- Exercise instructions
Find the lines with "styles" in them and copy them out.

Records with interface code:

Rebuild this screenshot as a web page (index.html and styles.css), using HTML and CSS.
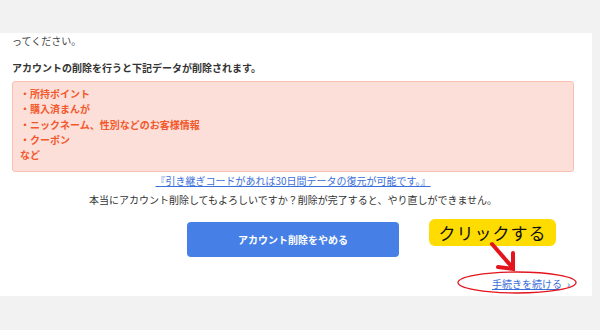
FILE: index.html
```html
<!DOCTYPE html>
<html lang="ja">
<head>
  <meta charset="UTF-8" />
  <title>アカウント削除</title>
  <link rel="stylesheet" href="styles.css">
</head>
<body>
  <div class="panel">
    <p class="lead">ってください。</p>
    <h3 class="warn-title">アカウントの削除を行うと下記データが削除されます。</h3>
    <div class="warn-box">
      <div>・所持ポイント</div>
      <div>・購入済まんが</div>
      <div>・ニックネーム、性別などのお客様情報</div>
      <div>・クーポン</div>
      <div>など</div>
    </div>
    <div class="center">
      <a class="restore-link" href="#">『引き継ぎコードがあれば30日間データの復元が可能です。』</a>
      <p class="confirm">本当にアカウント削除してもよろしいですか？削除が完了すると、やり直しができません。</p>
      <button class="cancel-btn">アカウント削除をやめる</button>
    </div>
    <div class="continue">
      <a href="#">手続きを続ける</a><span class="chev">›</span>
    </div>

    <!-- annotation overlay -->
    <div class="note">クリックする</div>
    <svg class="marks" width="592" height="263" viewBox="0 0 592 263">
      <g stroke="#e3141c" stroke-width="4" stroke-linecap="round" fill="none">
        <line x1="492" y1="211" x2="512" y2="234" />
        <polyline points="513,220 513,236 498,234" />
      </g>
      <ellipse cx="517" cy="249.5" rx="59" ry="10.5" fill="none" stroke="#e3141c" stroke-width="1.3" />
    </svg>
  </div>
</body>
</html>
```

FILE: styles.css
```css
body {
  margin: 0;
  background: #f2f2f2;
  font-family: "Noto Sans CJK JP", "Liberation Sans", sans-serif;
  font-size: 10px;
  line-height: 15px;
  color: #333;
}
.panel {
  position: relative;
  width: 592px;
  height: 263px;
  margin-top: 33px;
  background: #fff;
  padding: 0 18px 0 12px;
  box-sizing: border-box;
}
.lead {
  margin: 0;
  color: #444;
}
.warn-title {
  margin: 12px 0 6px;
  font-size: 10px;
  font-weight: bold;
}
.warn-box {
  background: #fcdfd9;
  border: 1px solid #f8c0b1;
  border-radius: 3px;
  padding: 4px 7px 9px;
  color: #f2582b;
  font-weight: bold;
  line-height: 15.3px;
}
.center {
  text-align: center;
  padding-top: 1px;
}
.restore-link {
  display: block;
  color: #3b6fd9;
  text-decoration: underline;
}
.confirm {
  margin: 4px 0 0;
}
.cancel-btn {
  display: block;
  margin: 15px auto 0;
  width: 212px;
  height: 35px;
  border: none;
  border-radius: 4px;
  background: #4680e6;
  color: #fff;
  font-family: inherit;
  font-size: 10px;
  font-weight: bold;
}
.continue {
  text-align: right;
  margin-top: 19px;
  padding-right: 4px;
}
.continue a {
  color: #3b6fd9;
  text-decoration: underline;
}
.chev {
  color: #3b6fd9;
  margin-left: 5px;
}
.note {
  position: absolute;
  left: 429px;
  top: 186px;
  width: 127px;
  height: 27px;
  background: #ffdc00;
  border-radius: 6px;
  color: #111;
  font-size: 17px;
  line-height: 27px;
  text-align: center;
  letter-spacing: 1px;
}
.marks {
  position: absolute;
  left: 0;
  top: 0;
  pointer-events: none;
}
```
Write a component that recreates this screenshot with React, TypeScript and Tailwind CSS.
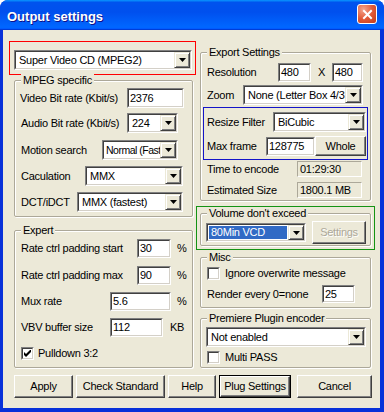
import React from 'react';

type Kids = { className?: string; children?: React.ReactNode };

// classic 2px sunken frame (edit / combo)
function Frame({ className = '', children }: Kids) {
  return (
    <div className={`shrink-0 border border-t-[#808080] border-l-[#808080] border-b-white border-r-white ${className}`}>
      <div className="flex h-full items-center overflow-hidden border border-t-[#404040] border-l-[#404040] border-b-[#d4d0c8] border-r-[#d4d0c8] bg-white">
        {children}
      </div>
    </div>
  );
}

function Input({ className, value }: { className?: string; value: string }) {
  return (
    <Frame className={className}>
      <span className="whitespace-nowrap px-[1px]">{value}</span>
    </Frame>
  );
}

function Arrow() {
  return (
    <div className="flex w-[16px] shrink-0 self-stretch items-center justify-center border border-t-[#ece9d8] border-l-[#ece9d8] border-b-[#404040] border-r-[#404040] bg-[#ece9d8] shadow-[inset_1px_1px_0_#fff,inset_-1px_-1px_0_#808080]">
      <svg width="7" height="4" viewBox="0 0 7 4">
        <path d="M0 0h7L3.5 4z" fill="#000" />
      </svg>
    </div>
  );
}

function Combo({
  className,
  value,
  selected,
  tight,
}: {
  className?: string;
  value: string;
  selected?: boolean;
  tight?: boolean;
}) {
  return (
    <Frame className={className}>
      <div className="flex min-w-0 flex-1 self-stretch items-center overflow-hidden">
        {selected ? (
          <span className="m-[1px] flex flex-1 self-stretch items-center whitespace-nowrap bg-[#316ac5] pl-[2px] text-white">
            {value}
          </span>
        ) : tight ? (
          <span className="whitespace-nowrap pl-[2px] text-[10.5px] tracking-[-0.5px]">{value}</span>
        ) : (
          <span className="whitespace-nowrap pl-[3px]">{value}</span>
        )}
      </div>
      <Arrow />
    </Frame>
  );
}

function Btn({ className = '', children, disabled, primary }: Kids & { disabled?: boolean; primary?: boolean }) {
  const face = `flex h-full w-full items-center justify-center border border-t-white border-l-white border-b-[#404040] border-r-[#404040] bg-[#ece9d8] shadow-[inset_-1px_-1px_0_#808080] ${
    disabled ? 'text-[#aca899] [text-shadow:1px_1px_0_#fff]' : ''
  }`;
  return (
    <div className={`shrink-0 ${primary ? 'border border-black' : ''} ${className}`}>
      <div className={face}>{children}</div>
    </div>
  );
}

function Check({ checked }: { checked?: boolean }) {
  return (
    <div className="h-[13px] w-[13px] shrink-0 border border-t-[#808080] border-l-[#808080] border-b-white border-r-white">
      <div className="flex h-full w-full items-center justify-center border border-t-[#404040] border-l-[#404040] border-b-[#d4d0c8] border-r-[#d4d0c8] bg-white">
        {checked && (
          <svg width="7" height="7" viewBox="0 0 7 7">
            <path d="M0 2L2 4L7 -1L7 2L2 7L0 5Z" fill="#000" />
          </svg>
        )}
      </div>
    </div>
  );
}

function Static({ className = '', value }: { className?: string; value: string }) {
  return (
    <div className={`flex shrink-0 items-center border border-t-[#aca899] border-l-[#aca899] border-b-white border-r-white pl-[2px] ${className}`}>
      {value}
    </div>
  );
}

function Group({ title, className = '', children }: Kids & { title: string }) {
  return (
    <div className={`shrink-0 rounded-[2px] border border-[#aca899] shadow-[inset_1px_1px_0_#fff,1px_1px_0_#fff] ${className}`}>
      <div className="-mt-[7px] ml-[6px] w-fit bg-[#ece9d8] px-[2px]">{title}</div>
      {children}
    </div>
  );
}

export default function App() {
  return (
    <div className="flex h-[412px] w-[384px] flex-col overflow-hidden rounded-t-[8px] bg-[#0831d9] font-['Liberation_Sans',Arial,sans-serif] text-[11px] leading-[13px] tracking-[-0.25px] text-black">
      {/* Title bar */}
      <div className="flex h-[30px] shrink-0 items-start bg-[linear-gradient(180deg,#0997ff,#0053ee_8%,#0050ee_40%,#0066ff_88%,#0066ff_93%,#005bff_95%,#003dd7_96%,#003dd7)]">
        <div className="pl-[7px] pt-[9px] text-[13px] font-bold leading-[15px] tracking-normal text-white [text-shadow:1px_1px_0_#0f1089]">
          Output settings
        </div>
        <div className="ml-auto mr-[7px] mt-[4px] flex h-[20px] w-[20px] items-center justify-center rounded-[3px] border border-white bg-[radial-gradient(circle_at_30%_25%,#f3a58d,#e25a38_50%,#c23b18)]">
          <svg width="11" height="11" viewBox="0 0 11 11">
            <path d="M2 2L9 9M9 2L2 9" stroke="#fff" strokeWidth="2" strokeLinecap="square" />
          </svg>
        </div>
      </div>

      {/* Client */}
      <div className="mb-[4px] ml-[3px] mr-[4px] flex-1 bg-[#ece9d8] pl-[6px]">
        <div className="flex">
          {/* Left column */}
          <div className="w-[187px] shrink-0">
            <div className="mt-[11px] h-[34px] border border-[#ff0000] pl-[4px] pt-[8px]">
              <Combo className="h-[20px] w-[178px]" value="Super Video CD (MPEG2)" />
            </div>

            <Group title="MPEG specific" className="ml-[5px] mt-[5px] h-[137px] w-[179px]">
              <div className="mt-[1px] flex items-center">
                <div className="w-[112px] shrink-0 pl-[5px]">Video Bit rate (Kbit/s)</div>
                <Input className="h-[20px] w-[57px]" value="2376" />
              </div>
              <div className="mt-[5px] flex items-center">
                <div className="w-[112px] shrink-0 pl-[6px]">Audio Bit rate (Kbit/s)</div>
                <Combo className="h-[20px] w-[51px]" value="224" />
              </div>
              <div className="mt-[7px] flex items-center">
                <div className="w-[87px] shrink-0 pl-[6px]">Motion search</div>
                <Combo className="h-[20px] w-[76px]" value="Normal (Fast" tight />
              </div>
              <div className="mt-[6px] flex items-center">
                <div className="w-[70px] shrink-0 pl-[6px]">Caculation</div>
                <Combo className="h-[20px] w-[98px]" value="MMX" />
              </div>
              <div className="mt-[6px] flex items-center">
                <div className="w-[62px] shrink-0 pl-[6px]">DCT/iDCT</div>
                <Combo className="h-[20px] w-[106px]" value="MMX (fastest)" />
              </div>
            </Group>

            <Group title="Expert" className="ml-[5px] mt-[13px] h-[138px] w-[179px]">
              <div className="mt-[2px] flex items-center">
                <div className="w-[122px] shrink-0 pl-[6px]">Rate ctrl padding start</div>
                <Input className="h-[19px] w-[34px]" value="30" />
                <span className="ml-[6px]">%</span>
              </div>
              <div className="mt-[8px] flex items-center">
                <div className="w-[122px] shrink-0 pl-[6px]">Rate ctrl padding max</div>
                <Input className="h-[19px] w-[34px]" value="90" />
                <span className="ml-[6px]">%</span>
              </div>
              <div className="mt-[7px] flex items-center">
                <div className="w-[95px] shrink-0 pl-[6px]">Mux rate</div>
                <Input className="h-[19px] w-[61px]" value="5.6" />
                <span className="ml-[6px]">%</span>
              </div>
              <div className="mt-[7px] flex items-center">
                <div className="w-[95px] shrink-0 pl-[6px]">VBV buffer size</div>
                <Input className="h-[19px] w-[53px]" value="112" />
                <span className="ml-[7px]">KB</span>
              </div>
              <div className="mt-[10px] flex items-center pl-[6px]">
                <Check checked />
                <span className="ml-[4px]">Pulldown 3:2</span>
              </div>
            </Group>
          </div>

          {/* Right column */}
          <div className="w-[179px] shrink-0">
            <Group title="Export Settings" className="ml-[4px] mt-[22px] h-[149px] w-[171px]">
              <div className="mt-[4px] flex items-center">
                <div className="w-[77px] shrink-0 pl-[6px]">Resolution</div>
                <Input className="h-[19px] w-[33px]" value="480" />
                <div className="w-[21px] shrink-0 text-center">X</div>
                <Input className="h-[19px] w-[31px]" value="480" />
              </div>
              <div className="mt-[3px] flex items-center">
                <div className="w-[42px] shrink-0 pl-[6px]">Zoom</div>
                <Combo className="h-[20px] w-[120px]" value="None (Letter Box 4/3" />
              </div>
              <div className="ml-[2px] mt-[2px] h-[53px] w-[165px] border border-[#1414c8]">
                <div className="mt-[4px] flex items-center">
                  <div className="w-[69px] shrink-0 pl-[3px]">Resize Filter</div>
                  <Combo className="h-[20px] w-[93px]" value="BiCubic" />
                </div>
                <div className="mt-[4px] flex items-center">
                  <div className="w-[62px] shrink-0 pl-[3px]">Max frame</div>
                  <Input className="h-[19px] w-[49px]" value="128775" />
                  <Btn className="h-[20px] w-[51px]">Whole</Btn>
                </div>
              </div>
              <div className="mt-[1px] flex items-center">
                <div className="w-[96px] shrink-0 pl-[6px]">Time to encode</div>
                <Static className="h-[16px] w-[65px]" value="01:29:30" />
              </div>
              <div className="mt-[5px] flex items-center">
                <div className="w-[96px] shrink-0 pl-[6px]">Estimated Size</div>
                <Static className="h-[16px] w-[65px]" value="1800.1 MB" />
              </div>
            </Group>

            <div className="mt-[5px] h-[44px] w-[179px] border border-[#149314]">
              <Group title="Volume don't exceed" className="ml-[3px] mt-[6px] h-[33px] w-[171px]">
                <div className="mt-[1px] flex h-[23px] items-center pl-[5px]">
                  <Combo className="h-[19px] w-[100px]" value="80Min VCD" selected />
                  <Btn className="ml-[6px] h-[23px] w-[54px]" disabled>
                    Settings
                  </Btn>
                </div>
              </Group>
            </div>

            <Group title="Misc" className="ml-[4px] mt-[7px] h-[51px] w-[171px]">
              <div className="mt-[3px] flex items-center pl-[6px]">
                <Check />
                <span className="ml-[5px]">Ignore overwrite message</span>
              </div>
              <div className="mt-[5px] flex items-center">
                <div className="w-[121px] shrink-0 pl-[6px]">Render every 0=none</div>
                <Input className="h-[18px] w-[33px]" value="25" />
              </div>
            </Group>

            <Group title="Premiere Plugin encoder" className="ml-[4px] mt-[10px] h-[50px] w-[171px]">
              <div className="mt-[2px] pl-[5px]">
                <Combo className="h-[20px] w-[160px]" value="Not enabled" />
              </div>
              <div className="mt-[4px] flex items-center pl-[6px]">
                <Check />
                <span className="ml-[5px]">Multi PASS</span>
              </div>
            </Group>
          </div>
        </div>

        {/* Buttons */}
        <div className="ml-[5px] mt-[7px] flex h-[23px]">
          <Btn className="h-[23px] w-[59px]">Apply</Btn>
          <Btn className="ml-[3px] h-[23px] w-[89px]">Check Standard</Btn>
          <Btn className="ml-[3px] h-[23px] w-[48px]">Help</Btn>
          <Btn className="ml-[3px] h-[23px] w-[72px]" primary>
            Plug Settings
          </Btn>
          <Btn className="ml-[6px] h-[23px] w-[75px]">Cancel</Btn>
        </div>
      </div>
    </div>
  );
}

- Response
Rebuild this screenshot as a web page (index.html and styles.css), using HTML and CSS.
  <link rel="stylesheet" href="styles.css">
FILE: styles.css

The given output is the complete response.